● Material
########

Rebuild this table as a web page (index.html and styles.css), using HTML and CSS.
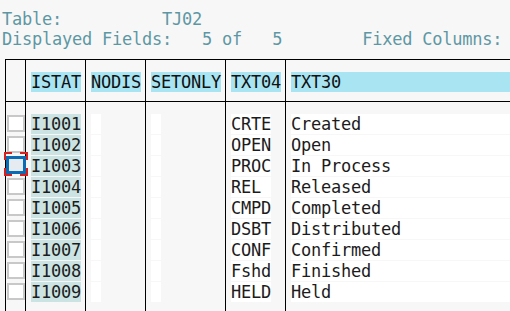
FILE: index.html
```html
<!DOCTYPE html>
<html>
<head>
<meta charset="utf-8">
<link rel="stylesheet" href="styles.css">
</head>
<body>
<div class="info">
  <div class="line">Table:          TJ02</div>
  <div class="line">Displayed Fields:   5 of   5        Fixed Columns:</div>
</div>
<div class="grid">
  <div class="hd c0"></div>
  <div class="hd"><span class="lbl">ISTAT</span></div>
  <div class="hd"><span class="lbl">NODIS</span></div>
  <div class="hd"><span class="lbl">SETONLY</span></div>
  <div class="hd"><span class="lbl">TXT04</span></div>
  <div class="hd"><span class="lbl w30">TXT30</span></div>

  <div class="c0"></div><div></div><div></div><div></div><div></div><div></div>

  <div class="c0"><span class="cb"></span></div><div><span class="f key w5">I1001</span></div><div><span class="f w1"></span></div><div><span class="f w1"></span></div><div><span class="f w4">CRTE</span></div><div><span class="f w30">Created</span></div>
  <div class="c0"><span class="cb"></span></div><div><span class="f key w5">I1002</span></div><div><span class="f w1"></span></div><div><span class="f w1"></span></div><div><span class="f w4">OPEN</span></div><div><span class="f w30">Open</span></div>
  <div class="c0 focus-cell"><span class="cb sel"></span><svg class="focus" width="24" height="24" viewBox="0 0 24 24"><path d="M1 8V1H8M16 1H23V8M23 16V23H16M8 23H1V16" fill="none" stroke="#d61f1f" stroke-width="2"/></svg></div><div><span class="f key w5">I1003</span></div><div><span class="f w1"></span></div><div><span class="f w1"></span></div><div><span class="f w4">PROC</span></div><div><span class="f w30">In Process</span></div>
  <div class="c0"><span class="cb"></span></div><div><span class="f key w5">I1004</span></div><div><span class="f w1"></span></div><div><span class="f w1"></span></div><div><span class="f w4">REL</span></div><div><span class="f w30">Released</span></div>
  <div class="c0"><span class="cb"></span></div><div><span class="f key w5">I1005</span></div><div><span class="f w1"></span></div><div><span class="f w1"></span></div><div><span class="f w4">CMPD</span></div><div><span class="f w30">Completed</span></div>
  <div class="c0"><span class="cb"></span></div><div><span class="f key w5">I1006</span></div><div><span class="f w1"></span></div><div><span class="f w1"></span></div><div><span class="f w4">DSBT</span></div><div><span class="f w30">Distributed</span></div>
  <div class="c0"><span class="cb"></span></div><div><span class="f key w5">I1007</span></div><div><span class="f w1"></span></div><div><span class="f w1"></span></div><div><span class="f w4">CONF</span></div><div><span class="f w30">Confirmed</span></div>
  <div class="c0"><span class="cb"></span></div><div><span class="f key w5">I1008</span></div><div><span class="f w1"></span></div><div><span class="f w1"></span></div><div><span class="f w4">Fshd</span></div><div><span class="f w30">Finished</span></div>
  <div class="c0"><span class="cb"></span></div><div><span class="f key w5">I1009</span></div><div><span class="f w1"></span></div><div><span class="f w1"></span></div><div><span class="f w4">HELD</span></div><div><span class="f w30">Held</span></div>

  <div class="c0"></div><div></div><div></div><div></div><div></div><div></div>
</div>
</body>
</html>
```
FILE: styles.css
```css
html, body {
  margin: 0;
  height: 100%;
}
body {
  background: #f7f7f7;
  font-family: "DejaVu Sans Mono", monospace;
  font-size: 17px;
  letter-spacing: -0.23px;
  color: #1c1c1c;
  display: flex;
  flex-direction: column;
  overflow: hidden;
}
.info {
  padding: 9px 0 0 2px;
  margin-bottom: 10px;
  color: #5e97a4;
}
.line {
  white-space: pre;
  height: 20px;
  line-height: 20px;
}
.grid {
  flex: 1;
  display: grid;
  grid-template-columns: 20px 60px 60px 80px 60px 1fr;
  grid-template-rows: 43px 12px repeat(9, 21px) 1fr;
  margin-left: 5px;
}
.grid > div {
  border-left: 1px solid #000;
  padding-left: 5px;
  overflow: hidden;
  white-space: pre;
  line-height: 20px;
}
.grid > .c0 {
  padding-left: 1px;
  overflow: visible;
}
.grid > .hd {
  border-top: 1px solid #000;
  border-bottom: 1px solid #000;
  padding-top: 12px;
}
.lbl {
  display: inline-block;
  height: 20px;
  background: #a8e4f2;
  color: #111;
}
.f {
  display: inline-block;
  height: 20px;
  vertical-align: top;
  background: #fff;
}
.key {
  background: #cbe3e3;
}
.w1 { width: 10px; }
.w4 { width: 40px; }
.w5 { width: 50px; }
.w30 { width: 300px; }
.cb {
  display: block;
  box-sizing: border-box;
  width: 18px;
  height: 17px;
  margin-top: 1px;
  border: 2px solid #c8c8c8;
  background: #fff;
}
.cb.sel {
  width: 20px;
  height: 18px;
  margin-top: 0;
  margin-left: -1px;
  border: 3px solid #0b6cb3;
  background: #e5ebf0;
}
.focus-cell {
  position: relative;
}
.focus {
  position: absolute;
  left: -2px;
  top: -4px;
}
```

########

● Short exercise
Find every line that holds "index" and copy it.

● Finished task
Rebuild this table as a web page (index.html and styles.css), using HTML and CSS.
FILE: index.html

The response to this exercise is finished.